Last Updated: Wednesday, 31 May 2023, 15:44 GMT

Sri Lankan newspaper office bombed

Publisher Committee to Protect Journalists
Publication Date 23 April 2009
Cite as Committee to Protect Journalists, Sri Lankan newspaper office bombed, 23 April 2009, available at: https://www.refworld.org/docid/4a1d5d6cc.html [accessed 5 June 2023]
DisclaimerThis is not a UNHCR publication. UNHCR is not responsible for, nor does it necessarily endorse, its content. Any views expressed are solely those of the author or publisher and do not necessarily reflect those of UNHCR, the United Nations or its Member States.

The office of Uthayan, a Tamil-language daily, in Jaffna was hit with an explosive device around 11 p.m. on March 24, 2009. Most Sri Lankan media reports identified the weapon as a hand grenade. It was the fifth time in three years that the office had been attacked.
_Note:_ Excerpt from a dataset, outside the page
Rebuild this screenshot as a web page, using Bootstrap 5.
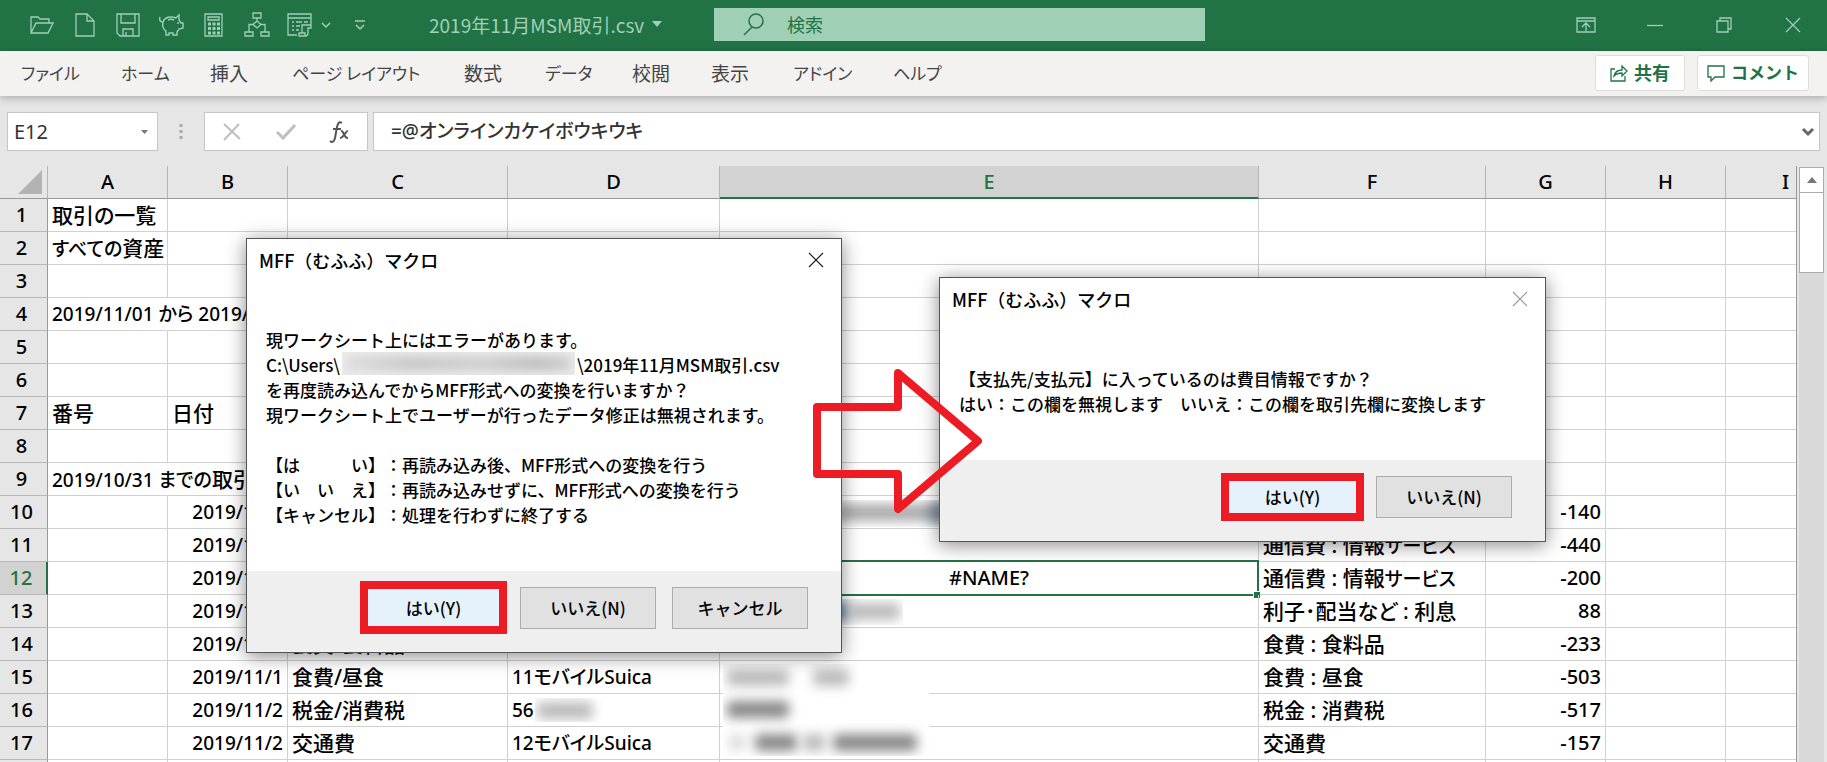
<!DOCTYPE html>
<html lang="ja">
<head>
<meta charset="utf-8">
<meta name="viewport" content="width=device-width, initial-scale=1">
<title>2019年11月MSM取引.csv</title>
<link href="https://cdn.jsdelivr.net/npm/bootstrap@5.3.0/dist/css/bootstrap.min.css" rel="stylesheet">
<script src="https://cdn.jsdelivr.net/npm/bootstrap@5.3.0/dist/js/bootstrap.bundle.min.js"></script>
<style>
:root{--xl:#217346;--mint:#9fd0b6;--line:#d0d0d0;--edge:#999}
body{font-family:"Noto Sans","Noto Sans CJK JP",sans-serif;font-feature-settings:"palt";font-size:20px;color:#000;background:#e6e6e6}
button{font-family:inherit}
svg{display:block;fill:none;stroke:currentColor;flex-shrink:0}
.titlebar{background:var(--xl);color:var(--mint);height:51px;padding-bottom:2px}
.tool{width:43px;height:49px;padding:0;border:0;background:none;color:inherit;display:flex;align-items:center;justify-content:center}
.tool.narrow{width:25px}
.tool.slim{width:10px}
.tool.wide{width:69px}
.quick{width:429px;padding-left:20px}
.docname{width:285px;font-family:"Noto Sans CJK JP",sans-serif;font-size:19px;line-height:24px;color:var(--mint)}
.search{background:var(--mint);height:33px;flex:0 1 491px;color:var(--xl);padding-left:29px}
.search input{background:none;border:0;outline:0;font-size:18px;line-height:24px;padding:0;margin-left:22px;color:var(--xl)}
.search input::placeholder{color:var(--xl);opacity:1}
.ribbon{background:#f3f2f1;height:45px;padding:0 18px 2px 21px;box-shadow:0 2px 8px #0004;z-index:1}
.tabs{display:grid;grid-template-columns:100px 89px 82px 172px 81px 87px 79px 82px 100px 60px;font-family:"Noto Sans CJK JP",sans-serif;font-size:19px;line-height:28px}
.tabs a{color:#444;text-decoration:none;white-space:nowrap}
.tabs .kana{font-size:17px}
.pill{height:36px;min-width:90px;border:1px solid #dedddc;border-radius:3px;background:#fff;color:var(--xl);font-size:18px;font-weight:700;line-height:24px;padding:0 8px;gap:6px;display:flex;align-items:center;justify-content:center;white-space:nowrap}
.pill.kana{font-size:17px;width:112px}
.formula{padding:16px 7px 15px}
.field{height:39px;background:#fff;border:1px solid #c6c6c6}
.namebox{width:151px;color:#777}
.namebox input{width:110px;border:0;outline:0;padding:0 0 0 6px;color:#333;font-size:20px}
.dots{width:46px;color:#aaa}
.fxgroup{width:164px;margin-right:5px}
.fxgroup button{flex:1;border:0;background:none;padding:0;display:flex;justify-content:center;color:#bfbfbf}
.fxgroup .fx{color:#555}
.fbar{color:#666}
.fbar input{border:0;outline:0;background:none;padding-left:17px;font-size:19px;font-weight:500;color:#333;font-feature-settings:"palt"}
.sheetwrap{min-height:0}
.sheet{overflow:hidden;border-right:1px solid var(--edge)}
.grid{table-layout:fixed;width:1707px;border-collapse:separate;border-spacing:0;background:#fff}
.grid th,.grid td{height:33px;padding:0 4px;border:0 solid var(--line);border-width:0 1px 1px 0;line-height:30px;white-space:nowrap;overflow:visible;vertical-align:middle}
.grid td{font-size:19px;font-weight:500}
.grid .num,.grid .err{font-size:20px}
.grid .num,.grid .day{text-align:right}
.grid i{font-style:normal;font-size:21px}
.grid .kana{font-size:19px}
.grid th{background:#e6e6e6;text-align:center;font-size:20px;font-weight:500}
.grid thead th{border-bottom-color:var(--edge);border-right-color:#b5b5b5}
.grid tbody th{border-right-color:var(--edge);border-bottom-color:#b9b9b9;padding:0 6px 0 2px}
.grid thead th.on{background:#d2d2d2;color:var(--xl);border-bottom:2px solid var(--xl)}
.grid tbody th.on{background:#d2d2d2;color:var(--xl);border-right:2px solid var(--xl)}
.grid .spill{border-right-color:#fff}
.corner{color:#b3b3b3}
.cursor{position:absolute;inset:-2px -1px -2px -2px;border:2px solid var(--xl)}
.cursor::after{content:"";position:absolute;right:-3px;bottom:-4px;width:7px;height:7px;background:var(--xl);border:1px solid #fff;border-width:1px 0 0 1px}
.hide{position:absolute;background:#fff;overflow:hidden}
.hide b{position:absolute;height:17px;background:#aaa;filter:blur(6px);border-radius:4px}
.vscroll{width:30px;padding:1px 3px 0 2px}
.vscroll button{height:26px;border:1px solid #ababab;background:#fff;padding:0;color:#777}
.thumb{height:81px;border:1px solid #ababab;background:#fff;margin-top:-1px}
.track{background:#d9d9d9}
/* floating message boxes on the sheet */
.msg{position:absolute;background:#fff;border:1px solid #555;box-shadow:0 3px 18px #0007;font-family:"Noto Sans CJK JP",sans-serif;font-feature-settings:normal;text-spacing-trim:space-all;font-size:17px;font-weight:500;line-height:25px;display:flex;flex-direction:column}
.msg-one{left:246px;top:238px;width:596px;height:415px}
.msg-two{left:939px;top:277px;width:607px;height:265px}
.msg header{font-size:18px;padding:9px 10px 0 12px;height:43px}
.msg p{margin:0;height:25px;white-space:pre}
.msg .say{padding:45px 19px 0;flex:1}
.msg .close{border:0;background:none;padding:4px 7px;height:24px;color:#222}
.msg-two .close{color:#999}
.smudge{display:inline-block;width:233px;height:23px;margin:0 2px;vertical-align:top;background:#ececec;overflow:hidden}
.smudge b{display:block;height:15px;margin:4px;background:linear-gradient(90deg,#ddd,#c8c8c8 30%,#d0d0d0 60%,#c0c0c0 85%,#d0d0d0);filter:blur(5px)}
.msg footer{background:#efefef;height:81px;display:flex;align-items:center;justify-content:flex-end;gap:16px;padding:0 33px 8px 0}
.msg footer button{width:136px;height:42px;border:1px solid #adadad;background:#e1e1e1;font:inherit;padding:0}
.msg footer .pick{width:147px;height:53px;border:8px solid #ed1c24;background:#e5f1fb;margin-right:-3px}
.msg-two footer .pick{width:143px;height:48px;margin-right:-4px}
.arrow{position:absolute;left:812px;top:368px;color:#ed1c24;stroke-width:8;stroke-linejoin:round}
</style>
</head>
<body class="vh-100 overflow-hidden d-flex flex-column position-relative">

<header class="titlebar d-flex align-items-center flex-shrink-0">
  <div class="quick d-flex">
    <button class="tool" aria-label="開く"><svg width="24" height="24" viewBox="0 0 24 24" stroke-width="1.3"><path d="M1 20V4h7l2 2h9v4M1 20L6 10h17l-5 10z"/></svg></button>
    <button class="tool" aria-label="新規"><svg width="24" height="26" viewBox="0 0 24 26" stroke-width="1.3"><path d="M3 2h11l7 7v15H3zM14 2v7h7"/></svg></button>
    <button class="tool" aria-label="保存"><svg width="24" height="24" viewBox="0 0 24 24" stroke-width="1.3"><path d="M1 1h22v22H4l-3-3zM5 1v9h14V1M7 23v-7h10v7M10 19v4"/></svg></button>
    <button class="tool" aria-label="貯金"><svg width="26" height="24" viewBox="0 0 26 24" stroke-width="1.4"><path d="M2 4c-1 3 0 5 3 5 1-3 4-5 8-5 2 0 3 0 5 1l3-3v5l2 3h2v5l-4 1-2 3v3h-4v-2h-4v2H8v-4c-3-2-4-5-3-9M10 7c2-1 4-1 6 0M20 9v2"/></svg></button>
    <button class="tool" aria-label="電卓"><svg width="20" height="26" viewBox="0 0 20 26" stroke-width="1.3"><path d="M1 2h17v22H1zM4 5h11v3H4z"/><path stroke-width="3" stroke-dasharray="3 1.5" d="M4 12h12M4 16.500h12M4 21h12"/></svg></button>
    <button class="tool" aria-label="組織図"><svg width="26" height="26" viewBox="0 0 26 26" stroke-width="1.3"><path d="M9 1h8v5H9zM13 6v3M13 9l4 3.500-4 3.500-4-3.500zM9 12.500H5V20M17 12.500h4V20M1 20h8v4H1zM17 20h8v4h-8z"/></svg></button>
    <button class="tool" aria-label="マクロ"><svg width="26" height="26" viewBox="0 0 26 26" stroke-width="1.3"><path d="M10 23H1V2h23v11M1 6h23M5 10h2M9 10h6M17 10h4M5 14h2M9 14h4M5 18h2M9 18h3M15 21v-8h9v3h-3v5c0 2-1 3-3 3h-6v-3h6v3"/></svg></button>
    <button class="tool slim" aria-label="マクロの一覧"><svg width="10" height="8" viewBox="0 0 10 8" stroke-width="1.5"><path d="M1 2l4 4 4-4"/></svg></button>
    <button class="tool narrow ms-3" aria-label="カスタマイズ"><svg width="12" height="12" viewBox="0 0 12 12" stroke-width="1.5"><path d="M1 2h10M2 6l4 4 4-4"/></svg></button>
  </div>
  <div class="docname d-flex align-items-center gap-2"><span>2019年11月MSM取引.csv</span><svg width="10" height="7" viewBox="0 0 10 7"><path fill="currentColor" stroke="none" d="M0 0h10L5 6z"/></svg></div>
  <label class="search d-flex align-items-center"><svg width="22" height="24" viewBox="0 0 22 24" stroke-width="1.500"><circle cx="13" cy="8" r="7"/><path d="M9 14L1 22"/></svg><input type="search" placeholder="検索" aria-label="検索"></label>
  <div class="d-flex ms-auto">
    <button class="tool wide" aria-label="リボンの表示"><svg width="20" height="16" viewBox="0 0 20 16" stroke-width="1.3"><path d="M1 1h18v14H1zM1 4h18M10 14V6M6 10l4-4 4 4"/></svg></button>
    <button class="tool wide" aria-label="最小化"><svg width="16" height="16" viewBox="0 0 16 16" stroke-width="1.3"><path d="M0 8.500h16"/></svg></button>
    <button class="tool wide" aria-label="元に戻す"><svg width="16" height="16" viewBox="0 0 16 16" stroke-width="1.3"><path d="M1 4h11v11H1zM4 4V1h11v11h-3"/></svg></button>
    <button class="tool wide" aria-label="閉じる"><svg width="16" height="16" viewBox="0 0 16 16" stroke-width="1.3"><path d="M1 1l14 14M15 1L1 15"/></svg></button>
  </div>
</header>

<nav class="ribbon d-flex align-items-center flex-shrink-0">
  <div class="tabs"><a class="kana" href="#">ファイル</a><a class="kana" href="#">ホーム</a><a href="#">挿入</a><a class="kana" href="#">ページ レイアウト</a><a href="#">数式</a><a class="kana" href="#">データ</a><a href="#">校閲</a><a href="#">表示</a><a class="kana" href="#">アドイン</a><a class="kana" href="#">ヘルプ</a></div>
  <div class="d-flex ms-auto gap-2">
    <button class="pill me-1"><svg width="18" height="18" viewBox="0 0 18 18" stroke-width="1.300"><path d="M5 5H1v12h14v-5M4 12c1-4 3-6 8-6V2l5 5-5 5V9c-4 0-6 1-8 3z"/></svg>共有</button>
    <button class="pill kana"><svg width="18" height="18" viewBox="0 0 18 18" stroke-width="1.300"><path d="M1 2h16v11H8l-4 4v-4H1z"/></svg>コメント</button>
  </div>
</nav>

<div class="formula d-flex flex-shrink-0">
  <div class="field namebox d-flex align-items-center"><input value="E12" aria-label="名前ボックス"><svg class="ms-auto me-2" width="9" height="6" viewBox="0 0 9 6"><path fill="currentColor" stroke="none" d="M1 1h7L4.500 5z"/></svg></div>
  <div class="dots d-flex align-items-center justify-content-center"><svg width="4" height="16" viewBox="0 0 4 16"><path stroke-width="3" stroke-dasharray="3 3" d="M2 0v16"/></svg></div>
  <div class="field fxgroup d-flex align-items-center">
    <button aria-label="キャンセル"><svg width="18" height="18" viewBox="0 0 18 18" stroke-width="2"><path d="M1 1l16 15M16 1L1 17"/></svg></button>
    <button aria-label="入力"><svg width="20" height="18" viewBox="0 0 20 18" stroke-width="3"><path d="M1 9l6 6L19 2"/></svg></button>
    <button class="fx" aria-label="関数の挿入"><svg width="22" height="24" viewBox="0 0 22 24" stroke-width="2"><path d="M13 3c-3-2-4 0-5 4L6 18c-1 4-3 5-5 3M4 9h8M12 11c3-1 3 8 7 7M19 11c-2-1-4 7-8 7"/></svg></button>
  </div>
  <div class="field fbar flex-grow-1 d-flex align-items-center"><input class="flex-grow-1" value="=@オンラインカケイボウキウキ" aria-label="数式バー"><svg class="me-1" width="14" height="10" viewBox="0 0 14 10" stroke-width="3"><path d="M2 2l5 5 5-5"/></svg></div>
</div>

<main class="sheetwrap d-flex flex-grow-1">
  <div class="sheet flex-grow-1">
    <table class="grid">
      <colgroup><col style="width:48px"><col style="width:120px"><col style="width:120px"><col style="width:220px"><col style="width:212px"><col style="width:539px"><col style="width:227px"><col style="width:120px"><col style="width:120px"><col style="width:120px"></colgroup>
      <thead><tr><th><svg class="corner ms-auto" width="26" height="26" viewBox="0 0 26 26"><path fill="currentColor" stroke="none" d="M25 1v24H1z"/></svg></th><th>A</th><th>B</th><th>C</th><th>D</th><th class="on">E</th><th>F</th><th>G</th><th>H</th><th>I</th></tr></thead>
      <tbody>
      <tr><th>1</th><td><i>取引の一覧</i></td><td></td><td></td><td></td><td></td><td></td><td></td><td></td><td></td></tr>
      <tr><th>2</th><td><i><span class="kana">すべての</span>資産</i></td><td></td><td></td><td></td><td></td><td></td><td></td><td></td><td></td></tr>
      <tr><th>3</th><td></td><td></td><td></td><td></td><td></td><td></td><td></td><td></td><td></td></tr>
      <tr><th>4</th><td class="spill">2019/11/01 から 2019/11/30</td><td></td><td></td><td></td><td></td><td></td><td></td><td></td><td></td></tr>
      <tr><th>5</th><td></td><td></td><td></td><td></td><td></td><td></td><td></td><td></td><td></td></tr>
      <tr><th>6</th><td></td><td></td><td></td><td></td><td></td><td></td><td></td><td></td><td></td></tr>
      <tr><th>7</th><td><i>番号</i></td><td><i>日付</i></td><td></td><td></td><td></td><td></td><td></td><td></td><td></td></tr>
      <tr><th>8</th><td></td><td></td><td></td><td></td><td></td><td></td><td></td><td></td><td></td></tr>
      <tr><th>9</th><td class="spill">2019/10/31 までの<i>取引</i></td><td></td><td></td><td></td><td></td><td></td><td></td><td></td><td></td></tr>
      <tr><th>10</th><td></td><td class="day">2019/11/1</td><td></td><td></td><td class="position-relative"><span class="hide" style="left:116px;top:4px;width:110px;height:27px"><b style="left:0;top:4px;width:104px"></b><b style="left:94px;top:4px;width:20px;background:#789"></b></span></td><td></td><td class="num">-140</td><td></td><td></td></tr>
      <tr><th>11</th><td></td><td class="day">2019/11/1</td><td></td><td></td><td></td><td><i>通信費 : 情報<span class="kana">サービス</span></i></td><td class="num">-440</td><td></td><td></td></tr>
      <tr><th class="on">12</th><td></td><td class="day">2019/11/1</td><td></td><td></td><td class="err position-relative text-center">#NAME?<span class="cursor"></span></td><td><i>通信費 : 情報<span class="kana">サービス</span></i></td><td class="num">-200</td><td></td><td></td></tr>
      <tr><th>13</th><td></td><td class="day">2019/11/1</td><td></td><td></td><td class="position-relative"><span class="hide" style="left:110px;top:4px;width:73px;height:26px"><b style="left:0;top:4px;width:18px;background:#579"></b><b style="left:18px;top:4px;width:52px;background:#bbb"></b></span></td><td><i>利子･配当など : 利息</i></td><td class="num">88</td><td></td><td></td></tr>
      <tr><th>14</th><td></td><td class="day">2019/11/1</td><td><i>食費/食料品</i></td><td>12モバイルSuica</td><td></td><td><i>食費 : 食料品</i></td><td class="num">-233</td><td></td><td></td></tr>
      <tr><th>15</th><td></td><td class="day">2019/11/1</td><td><i>食費/昼食</i></td><td>11モバイルSuica</td><td class="position-relative"><span class="hide" style="left:3px;top:3px;width:206px;height:92px"><b style="left:4px;top:5px;width:62px;background:#bbb"></b><b style="left:90px;top:5px;width:36px;background:#bbb"></b><b style="left:4px;top:37px;width:62px;background:#888"></b><b style="left:6px;top:70px;width:16px;background:#ddd"></b><b style="left:32px;top:70px;width:42px;background:#888"></b><b style="left:80px;top:70px;width:22px;background:#bbb"></b><b style="left:110px;top:70px;width:84px;background:#888"></b></span></td><td><i>食費 : 昼食</i></td><td class="num">-503</td><td></td><td></td></tr>
      <tr><th>16</th><td></td><td class="day">2019/11/2</td><td><i>税金/消費税</i></td><td class="position-relative">56<span class="hide" style="left:27px;top:4px;width:68px;height:24px"><b style="left:2px;top:4px;width:56px;background:#bbb"></b></span></td><td></td><td><i>税金 : 消費税</i></td><td class="num">-517</td><td></td><td></td></tr>
      <tr><th>17</th><td></td><td class="day">2019/11/2</td><td><i>交通費</i></td><td>12モバイルSuica</td><td></td><td><i>交通費</i></td><td class="num">-157</td><td></td><td></td></tr>
      <tr><th></th><td></td><td></td><td></td><td></td><td></td><td></td><td></td><td></td><td></td></tr>
      </tbody>
    </table>
  </div>
  <div class="vscroll d-flex flex-column flex-shrink-0">
    <button class="d-flex align-items-center justify-content-center" aria-label="上へ"><svg width="12" height="8" viewBox="0 0 12 8"><path fill="currentColor" stroke="none" d="M6 1l5 6H1z"/></svg></button>
    <div class="thumb"></div>
    <div class="track flex-grow-1"></div>
  </div>
</main>

<section class="msg msg-one" role="dialog" aria-label="MFF（むふふ）マクロ">
  <header class="d-flex justify-content-between"><span>MFF（むふふ）マクロ</span><button class="close" aria-label="閉じる"><svg width="16" height="16" viewBox="0 0 16 16" stroke-width="1.200"><path d="M1 1l14 14M15 1L1 15"/></svg></button></header>
  <div class="say"><p>現ワークシート上にはエラーがあります。</p><p>C:\Users\<span class="smudge"><b></b></span>\2019年11月MSM取引.csv</p><p>を再度読み込んでからMFF形式への変換を行いますか？</p><p>現ワークシート上でユーザーが行ったデータ修正は無視されます。</p><p> </p><p>【は　　　い】：再読み込み後、MFF形式への変換を行う</p><p>【い　い　え】：再読み込みせずに、MFF形式への変換を行う</p><p>【キャンセル】：処理を行わずに終了する</p></div>
  <footer><button class="pick">はい(Y)</button><button>いいえ(N)</button><button>キャンセル</button></footer>
</section>

<section class="msg msg-two" role="dialog" aria-label="MFF（むふふ）マクロ">
  <header class="d-flex justify-content-between"><span>MFF（むふふ）マクロ</span><button class="close" aria-label="閉じる"><svg width="16" height="16" viewBox="0 0 16 16" stroke-width="1.200"><path d="M1 1l14 14M15 1L1 15"/></svg></button></header>
  <div class="say"><p>【支払先/支払元】に入っているのは費目情報ですか？</p><p>はい：この欄を無視します　いいえ：この欄を取引先欄に変換します</p></div>
  <footer><button class="pick">はい(Y)</button><button>いいえ(N)</button></footer>
</section>

<svg class="arrow" width="172" height="146" viewBox="0 0 172 146"><path d="M5 39H86V5L166 73 86 141V106H5z"/></svg>
</body>
</html>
There were no injures to the small number of staff still working at the paper, two of whom live at the paper's office, but a police officer who was assigned to provide security for the paper was wounded. Media speculation was that the attack was because the paper had not given prominent enough coverage to an anti-Liberation Tigers of Tamil Eelam demonstration in Jaffna or because the paper had printed a story on civilian casualties in the LTTE's fighting with the government.

Nadesapillai Vidyatharan, who lives in Colombo and is Uthayan's editor and editor of the Tamil daily sister paper Sudar Oli, was arrested at a friend's funeral in a Colombo suburb on February 26. Prosecutors have tried to tie him to a February 20 suicide air attack on Colombo in which two LTTE planes were shot down, the two pilots were killed, and more than 45 people were injured.